§ **Given request**:
From the listing below, pull each line that includes "index".

§ **Data to use**:
- - -

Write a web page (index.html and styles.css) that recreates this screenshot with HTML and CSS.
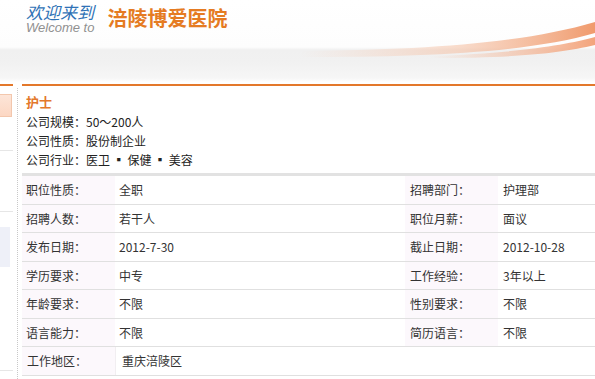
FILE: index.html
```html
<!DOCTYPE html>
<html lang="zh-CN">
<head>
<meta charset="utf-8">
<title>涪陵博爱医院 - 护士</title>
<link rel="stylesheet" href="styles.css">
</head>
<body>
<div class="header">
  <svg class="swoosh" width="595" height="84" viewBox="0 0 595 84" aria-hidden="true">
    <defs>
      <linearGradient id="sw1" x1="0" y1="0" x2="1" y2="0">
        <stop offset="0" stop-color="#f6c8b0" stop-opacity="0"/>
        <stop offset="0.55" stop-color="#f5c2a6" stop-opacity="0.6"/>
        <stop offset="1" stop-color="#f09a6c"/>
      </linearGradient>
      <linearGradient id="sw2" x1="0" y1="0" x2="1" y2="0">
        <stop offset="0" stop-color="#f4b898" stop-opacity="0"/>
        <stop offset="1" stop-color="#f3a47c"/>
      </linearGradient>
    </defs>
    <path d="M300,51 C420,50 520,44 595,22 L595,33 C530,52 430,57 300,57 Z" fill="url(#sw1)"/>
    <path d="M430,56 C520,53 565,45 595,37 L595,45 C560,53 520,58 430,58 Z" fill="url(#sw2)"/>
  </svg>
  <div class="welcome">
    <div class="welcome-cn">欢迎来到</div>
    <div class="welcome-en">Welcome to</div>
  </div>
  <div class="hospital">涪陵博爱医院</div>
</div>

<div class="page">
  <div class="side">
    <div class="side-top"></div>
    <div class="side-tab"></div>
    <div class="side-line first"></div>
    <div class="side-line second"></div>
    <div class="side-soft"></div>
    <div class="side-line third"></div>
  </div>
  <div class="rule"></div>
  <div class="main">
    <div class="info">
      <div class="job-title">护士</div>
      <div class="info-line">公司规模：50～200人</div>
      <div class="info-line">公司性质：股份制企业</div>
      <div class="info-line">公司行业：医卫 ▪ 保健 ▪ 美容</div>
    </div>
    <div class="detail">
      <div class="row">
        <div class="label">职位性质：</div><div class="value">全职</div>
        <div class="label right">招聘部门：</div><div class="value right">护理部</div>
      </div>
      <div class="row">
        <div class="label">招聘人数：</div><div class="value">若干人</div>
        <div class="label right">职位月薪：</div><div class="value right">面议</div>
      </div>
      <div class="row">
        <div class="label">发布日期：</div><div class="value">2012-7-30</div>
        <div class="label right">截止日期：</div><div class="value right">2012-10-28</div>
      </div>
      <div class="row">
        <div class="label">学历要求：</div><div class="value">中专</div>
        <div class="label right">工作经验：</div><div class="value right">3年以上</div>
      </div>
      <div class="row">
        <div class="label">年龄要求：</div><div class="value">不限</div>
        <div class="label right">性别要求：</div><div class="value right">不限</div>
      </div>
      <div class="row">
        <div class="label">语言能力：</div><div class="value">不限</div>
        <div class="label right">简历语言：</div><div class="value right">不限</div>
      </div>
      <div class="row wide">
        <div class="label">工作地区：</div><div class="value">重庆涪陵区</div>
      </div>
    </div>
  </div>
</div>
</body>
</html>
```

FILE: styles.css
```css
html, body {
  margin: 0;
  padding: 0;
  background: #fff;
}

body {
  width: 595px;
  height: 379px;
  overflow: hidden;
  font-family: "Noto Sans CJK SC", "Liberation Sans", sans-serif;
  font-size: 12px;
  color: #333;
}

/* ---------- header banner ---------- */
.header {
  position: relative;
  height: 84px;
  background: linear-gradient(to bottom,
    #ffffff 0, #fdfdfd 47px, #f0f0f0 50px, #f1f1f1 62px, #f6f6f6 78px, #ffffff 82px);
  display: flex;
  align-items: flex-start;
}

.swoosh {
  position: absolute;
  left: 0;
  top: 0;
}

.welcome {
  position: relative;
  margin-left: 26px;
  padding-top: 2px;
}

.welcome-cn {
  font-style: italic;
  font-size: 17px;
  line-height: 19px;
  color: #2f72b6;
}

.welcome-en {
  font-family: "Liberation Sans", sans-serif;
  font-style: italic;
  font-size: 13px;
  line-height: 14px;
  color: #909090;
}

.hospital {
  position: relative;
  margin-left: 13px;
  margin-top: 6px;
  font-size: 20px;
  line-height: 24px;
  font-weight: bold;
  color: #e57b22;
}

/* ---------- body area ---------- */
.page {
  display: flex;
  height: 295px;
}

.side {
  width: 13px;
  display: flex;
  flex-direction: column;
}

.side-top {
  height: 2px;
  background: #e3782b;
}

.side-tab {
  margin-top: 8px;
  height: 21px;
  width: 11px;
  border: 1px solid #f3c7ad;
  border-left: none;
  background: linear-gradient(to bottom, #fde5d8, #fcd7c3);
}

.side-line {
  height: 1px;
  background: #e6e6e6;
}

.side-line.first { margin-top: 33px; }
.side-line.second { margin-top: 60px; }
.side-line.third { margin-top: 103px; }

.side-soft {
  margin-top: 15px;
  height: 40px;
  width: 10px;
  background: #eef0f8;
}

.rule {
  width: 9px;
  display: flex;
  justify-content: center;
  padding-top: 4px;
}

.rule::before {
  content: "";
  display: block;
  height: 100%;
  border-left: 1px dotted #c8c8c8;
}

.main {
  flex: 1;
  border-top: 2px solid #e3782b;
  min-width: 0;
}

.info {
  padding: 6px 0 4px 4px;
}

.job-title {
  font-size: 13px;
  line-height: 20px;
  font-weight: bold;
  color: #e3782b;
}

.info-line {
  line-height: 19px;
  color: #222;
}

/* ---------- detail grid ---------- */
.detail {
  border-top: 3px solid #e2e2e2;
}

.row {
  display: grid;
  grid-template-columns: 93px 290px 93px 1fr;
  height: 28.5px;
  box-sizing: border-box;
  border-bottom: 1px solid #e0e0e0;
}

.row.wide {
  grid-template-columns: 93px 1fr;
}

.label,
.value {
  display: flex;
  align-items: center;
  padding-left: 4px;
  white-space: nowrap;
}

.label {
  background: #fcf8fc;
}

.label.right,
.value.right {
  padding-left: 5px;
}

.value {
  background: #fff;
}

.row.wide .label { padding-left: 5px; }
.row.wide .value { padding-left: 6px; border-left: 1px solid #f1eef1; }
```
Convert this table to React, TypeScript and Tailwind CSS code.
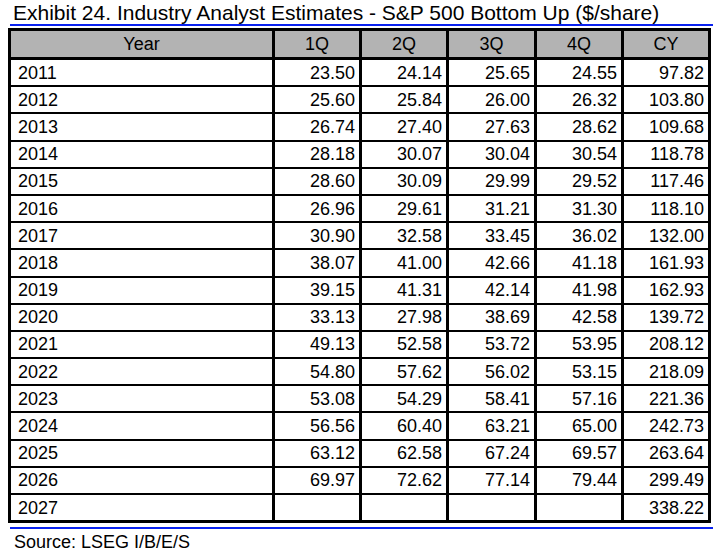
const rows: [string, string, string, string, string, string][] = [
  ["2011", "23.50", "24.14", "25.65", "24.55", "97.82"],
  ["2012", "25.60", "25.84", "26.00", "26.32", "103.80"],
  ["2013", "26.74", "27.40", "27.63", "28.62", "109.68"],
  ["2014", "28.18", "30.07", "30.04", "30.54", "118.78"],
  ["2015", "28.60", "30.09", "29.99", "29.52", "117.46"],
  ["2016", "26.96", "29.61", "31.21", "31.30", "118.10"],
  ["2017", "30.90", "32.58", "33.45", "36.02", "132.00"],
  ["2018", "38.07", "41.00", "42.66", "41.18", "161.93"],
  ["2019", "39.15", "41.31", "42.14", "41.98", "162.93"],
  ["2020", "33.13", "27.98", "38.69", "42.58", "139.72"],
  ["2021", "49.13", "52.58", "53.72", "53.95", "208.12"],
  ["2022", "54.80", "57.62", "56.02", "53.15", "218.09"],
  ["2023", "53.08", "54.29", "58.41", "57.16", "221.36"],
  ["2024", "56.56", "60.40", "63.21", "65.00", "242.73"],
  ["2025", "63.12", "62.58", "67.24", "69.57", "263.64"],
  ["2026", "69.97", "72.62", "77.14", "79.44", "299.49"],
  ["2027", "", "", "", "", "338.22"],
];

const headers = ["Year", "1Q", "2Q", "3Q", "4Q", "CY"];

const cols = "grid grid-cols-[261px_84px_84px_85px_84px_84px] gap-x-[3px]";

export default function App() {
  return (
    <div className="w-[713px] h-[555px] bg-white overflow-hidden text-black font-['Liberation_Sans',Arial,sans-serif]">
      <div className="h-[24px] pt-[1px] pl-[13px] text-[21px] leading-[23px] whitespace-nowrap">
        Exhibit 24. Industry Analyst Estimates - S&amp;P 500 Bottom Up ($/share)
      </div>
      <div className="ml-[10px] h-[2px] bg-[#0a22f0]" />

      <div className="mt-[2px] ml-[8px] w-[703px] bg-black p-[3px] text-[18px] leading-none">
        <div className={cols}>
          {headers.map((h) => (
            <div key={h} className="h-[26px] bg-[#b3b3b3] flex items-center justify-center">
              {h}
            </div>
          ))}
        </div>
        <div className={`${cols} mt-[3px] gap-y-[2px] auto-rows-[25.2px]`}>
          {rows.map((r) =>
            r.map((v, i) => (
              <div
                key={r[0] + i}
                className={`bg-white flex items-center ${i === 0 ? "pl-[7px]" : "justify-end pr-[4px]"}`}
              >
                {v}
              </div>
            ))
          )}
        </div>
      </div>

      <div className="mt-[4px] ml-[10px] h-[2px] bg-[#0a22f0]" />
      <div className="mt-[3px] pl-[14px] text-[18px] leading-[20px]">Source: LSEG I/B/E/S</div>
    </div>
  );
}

- - -

§ **Answer to this problem**:
Write a web page (index.html and styles.css) that recreates this screenshot with HTML and CSS.
FILE: index.html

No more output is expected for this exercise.